これは何れも「自身の改良」を促された御指南ですが、信者一般や相互にもあてはまります。

 

1)「言語の謗法」は三業のうち「口」の謗法です。自身が嘘をついたり、謗法がましいことを口にするのはもちろんですが、同時に他の信者が口の謗法(悪口〔あっく〕、両舌〔りょうぜつ〕、妄語〔もうご〕等)を犯しているのを見聞きしながら折伏しないのも「与同(よどう)の謗法」(与同罪とも。
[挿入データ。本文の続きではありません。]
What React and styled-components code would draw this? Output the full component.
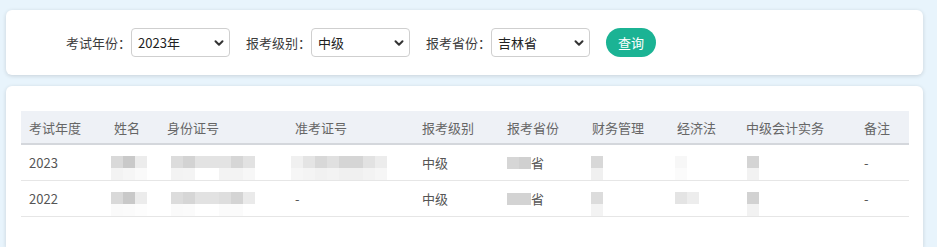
import React from "react";
import styled, { createGlobalStyle } from "styled-components";

const Global = createGlobalStyle`
  html, body { margin: 0; padding: 0; background: #e8f4fc; }
  body { font-family: "Microsoft YaHei", "Noto Sans CJK SC", "Noto Sans", sans-serif; font-size: 13px; }
`;

const Page = styled.div`
  display: flex;
  flex-direction: column;
  gap: 11px;
  padding: 10px 14px 0 6px;
  height: 247px;
  box-sizing: border-box;
  overflow: hidden;
`;

const Card = styled.div`
  background: #fff;
  border-radius: 6px;
  box-shadow: 0 1px 4px rgba(0, 0, 0, 0.14);
`;

const FilterCard = styled(Card)`
  display: flex;
  align-items: center;
  padding: 18px 0 18px 60px;
`;

const Field = styled.div`
  display: flex;
  align-items: center;
  margin-right: 16px;
`;

const Label = styled.span`
  color: #3c3c3c;
  font-size: 13px;
  line-height: 29px;
`;

const SelectBox = styled.div`
  display: flex;
  align-items: center;
  justify-content: space-between;
  box-sizing: border-box;
  width: 99px;
  height: 29px;
  padding: 0 4px 0 6px;
  border: 1px solid #cfcfcf;
  border-radius: 4px;
  background: #fff;
  color: #222;
  font-size: 13px;
`;

const Button = styled.button`
  width: 50px;
  height: 29px;
  border: none;
  border-radius: 15px;
  background: #1bb394;
  color: #fff;
  font-family: inherit;
  font-size: 13px;
  padding: 0;
`;

const TableCard = styled(Card)`
  flex: 1;
  padding: 25px 14px 0 15px;
  border-radius: 6px 6px 0 0;
`;

const Table = styled.table`
  width: 888px;
  border-collapse: collapse;
  table-layout: fixed;
`;

const Th = styled.th`
  height: 32px;
  padding: 0 0 0 8px;
  text-align: left;
  font-weight: normal;
  color: #666;
  background: #eef1f6;
  border-bottom: 2px solid #d4d7dc;
  font-size: 13px;
`;

const Td = styled.td`
  height: 34px;
  padding: 0 0 0 8px;
  color: #555;
  border-bottom: 1px solid #e6e6e6;
  font-size: 13px;
  vertical-align: middle;
`;

const CellLine = styled.div`
  display: flex;
  align-items: center;
  margin-left: ${(p) => p.$shift || 0}px;
`;

const Mosaic = styled.div`
  display: grid;
  grid-template-columns: repeat(${(p) => p.$cols}, 12px);
  grid-auto-rows: 12px;
  margin-top: ${(p) => p.$top || 0}px;
`;

const Tile = styled.div`
  background: ${(p) => p.$c};
`;

const Chevron = () => (
  <svg width="12" height="12" viewBox="0 0 12 12">
    <path d="M2.5 4.2 L6 7.7 L9.5 4.2" fill="none" stroke="#333" strokeWidth="2" strokeLinecap="round" strokeLinejoin="round" />
  </svg>
);

const Blur = ({ top, bottom, shift, top0 = 11 }) => (
  <CellLine $shift={shift}>
    <Mosaic $cols={top.length} $top={top0}>
      {top.map((c, i) => (
        <Tile key={"t" + i} $c={c} />
      ))}
      {bottom.map((c, i) => (
        <Tile key={"b" + i} $c={c} />
      ))}
    </Mosaic>
  </CellLine>
);

const Province = ({ blocks }) => (
  <CellLine>
    <Mosaic $cols={blocks.length} $top={0}>
      {blocks.map((c, i) => (
        <Tile key={i} $c={c} />
      ))}
    </Mosaic>
    <span>省</span>
  </CellLine>
);

const cols = [85, 53, 128, 127, 85, 85, 85, 69, 118, 53];
const heads = ["考试年度", "姓名", "身份证号", "准考证号", "报考级别", "报考省份", "财务管理", "经济法", "中级会计实务", "备注"];

const nameTop = ["#d9d9d9", "#c9c9c9", "#ececec"];
const nameBot = ["#f3f3f3", "#f6f6f6", "#fafafa"];
const idTop = ["#dcdcdc", "#d3d3d3", "#e3e3e3", "#e3e3e3", "#e3e3e3", "#d6d6d6", "#e2e2e2"];
const idBot = ["#f3f3f3", "#f4f4f4", "#ffffff", "#ffffff", "#f3f3f3", "#f3f3f3", "#f7f7f7"];
const idBot2 = ["#fafafa", "#fbfbfb", "#ffffff", "#ffffff", "#fbfbfb", "#fbfbfb", "#ffffff"];
const tkTop = ["#f0f0f0", "#e4e4e4", "#d8d8d8", "#e0e0e0", "#d5d5d5", "#d5d5d5", "#e2e2e2", "#ececec"];
const tkBot = ["#f6f6f6", "#f4f4f4", "#f1f1f1", "#f3f3f3", "#f0f0f0", "#f0f0f0", "#f3f3f3", "#f6f6f6"];

const rows = [
  {
    year: "2023",
    name: <Blur shift={-3} top={nameTop} bottom={nameBot} />,
    id: <Blur shift={4} top={idTop} bottom={idBot} />,
    ticket: <Blur shift={-4} top={tkTop} bottom={tkBot} />,
    level: "中级",
    prov: <Province blocks={["#d6d6d6", "#d0d0d0"]} />,
    fin: <Blur shift={-1} top={["#d8d8d8"]} bottom={["#f0f0f0"]} />,
    law: <Blur shift={-2} top={["#f7f7f7"]} bottom={["#fbfbfb"]} />,
    acc: <Blur shift={1} top={["#d4d4d4"]} bottom={["#f2f2f2"]} />,
    note: "-",
  },
  {
    year: "2022",
    name: <Blur shift={-3} top={nameTop} bottom={["#fafafa", "#fbfbfb", "#fdfdfd"]} />,
    id: <Blur shift={4} top={["#dcdcdc", "#d6d6d6", "#e2e2e2", "#e2e2e2", "#dedede", "#d4d4d4", "#eaeaea"]} bottom={idBot2} />,
    ticket: "-",
    level: "中级",
    prov: <Province blocks={["#d3d3d3", "#d3d3d3"]} />,
    fin: <Blur shift={-1} top={["#dcdcdc"]} bottom={["#f3f3f3"]} />,
    law: <Blur shift={-2} top={["#e4e4e4", "#ededed"]} bottom={["#ffffff", "#ffffff"]} />,
    acc: <Blur shift={1} top={["#d2d2d2"]} bottom={["#f2f2f2"]} />,
    note: "-",
  },
];

const Select = ({ value }) => (
  <SelectBox>
    <span>{value}</span>
    <Chevron />
  </SelectBox>
);

export default function App() {
  return (
    <>
      <Global />
      <Page>
        <FilterCard>
          <Field>
            <Label>考试年份：</Label>
            <Select value="2023年" />
          </Field>
          <Field>
            <Label>报考级别：</Label>
            <Select value="中级" />
          </Field>
          <Field>
            <Label>报考省份：</Label>
            <Select value="吉林省" />
          </Field>
          <Button>查询</Button>
        </FilterCard>
        <TableCard>
          <Table>
            <colgroup>
              {cols.map((w, i) => (
                <col key={i} style={{ width: w }} />
              ))}
            </colgroup>
            <thead>
              <tr>
                {heads.map((h) => (
                  <Th key={h}>{h}</Th>
                ))}
              </tr>
            </thead>
            <tbody>
              {rows.map((r) => (
                <tr key={r.year}>
                  <Td>{r.year}</Td>
                  <Td>{r.name}</Td>
                  <Td>{r.id}</Td>
                  <Td>{r.ticket}</Td>
                  <Td>{r.level}</Td>
                  <Td>{r.prov}</Td>
                  <Td>{r.fin}</Td>
                  <Td>{r.law}</Td>
                  <Td>{r.acc}</Td>
                  <Td>{r.note}</Td>
                </tr>
              ))}
            </tbody>
          </Table>
        </TableCard>
      </Page>
    </>
  );
}
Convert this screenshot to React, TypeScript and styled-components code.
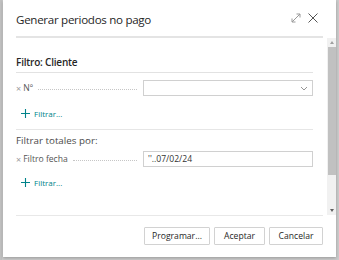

自身が直接謗法を犯すのではないが、見てみぬふりをし、折伏しないのは直接犯しているのと同じ、いわば共犯だというのが「与同」の意)だと戒めておられます。

 

2)「所作の謗法」は身体の振舞での謗法ですから、三業では「身」の謗法です。所作のすべてにわたりますが、例えば「他宗の堂社の前にて足袋(たび)のひもを結ぶ等」、心ではそうでなくても外形から見て謗法と紛(まぎ)らわしい所作振舞(これを「相似〔そうじ〕の謗法」と申します。気持は全くそうでなくても、他から見て間違われかねないような行動)も可能な限り避けよ、と諭されています。いわゆる「李下(りか)に冠(かんむり)を正さず。瓜田(かでん)に履(くつ)を納(い)れず」(文選〔もんぜん〕)ということです。

 

3)の「心の謗法」は意業によるもので、内容は既に説明した通りです。なお、(1)と(2)は「事相の謗法」でもありますね。